Screen detached. You can see where the four pieces of tape were.
Once both screens were off it was a simple matter to swap them. The boards also have Micro-SD cards which are used to store your books. (This is in addition to the SD expansion slot at the top of the card. This means that if you want to expand your Kobo's capacity you could probably easily replace the 2GB Micro-SD card with a larger one.) I swapped the Micro-SD cards, too.
It's alive!
While it was open, my friend Trammell pointed out that there were some connectors near the navigation pad which looked suspiciously like a serial port. (They were marked Tx and Rx, which was a bit of a give-away!) We connected it to a terminal emulator and were able to watch the Linux kernel boot as the Kobo powered on. It seemed a shame to hide that in the case, so before I put the case back on Trammell helped me make a few small modifications. We added a small hole to the case and soldered a connector onto the serial port.

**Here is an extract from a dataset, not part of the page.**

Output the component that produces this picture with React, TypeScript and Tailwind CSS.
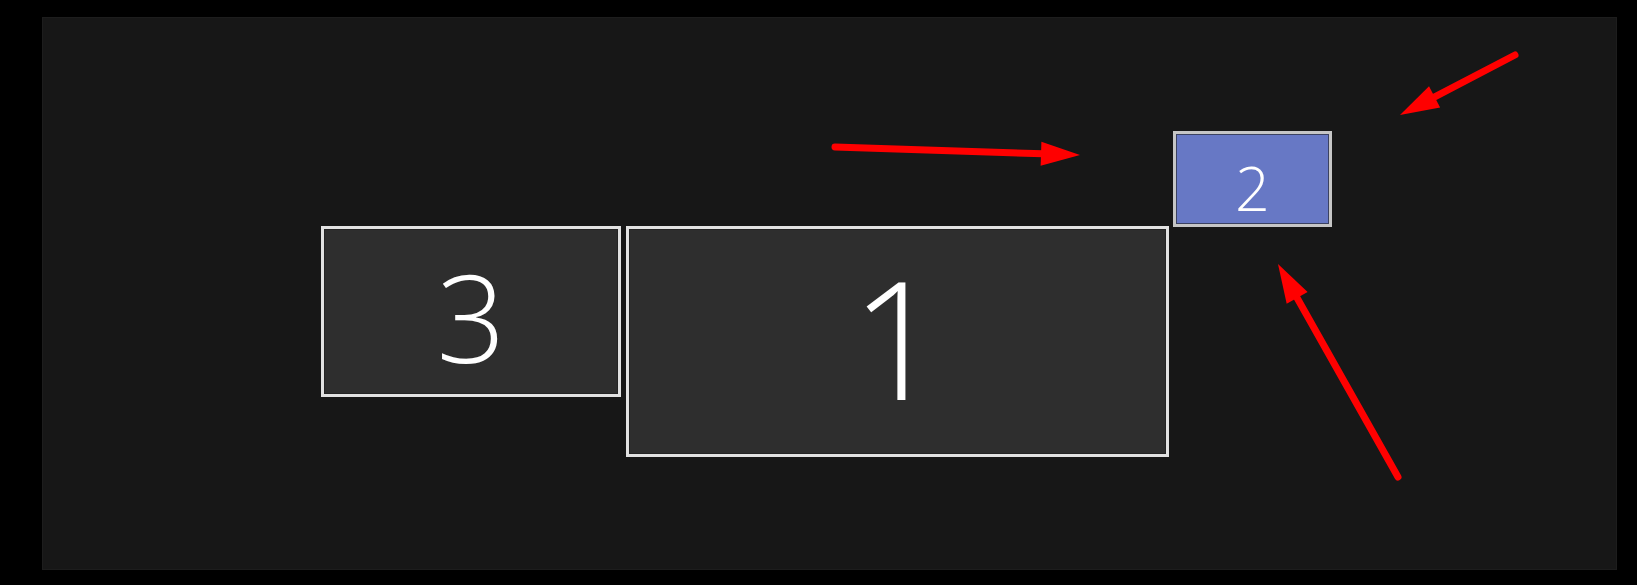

Serial connector. From top to bottom: V, Tx, Rx
I haven't played much with the serial port yet, but I expect it might expose some interesting opportunities.

After swapping the Micro-SD cards the new Kobo showed all of my books in my library, but would only let me read some of them. This suggests that the DRM scheme is tied to some serial number on the device, and also that not all books are protected by DRM. I did a factory reset on the Kobo, connected it to my laptop and resynced all of my books. This made all the books readable again.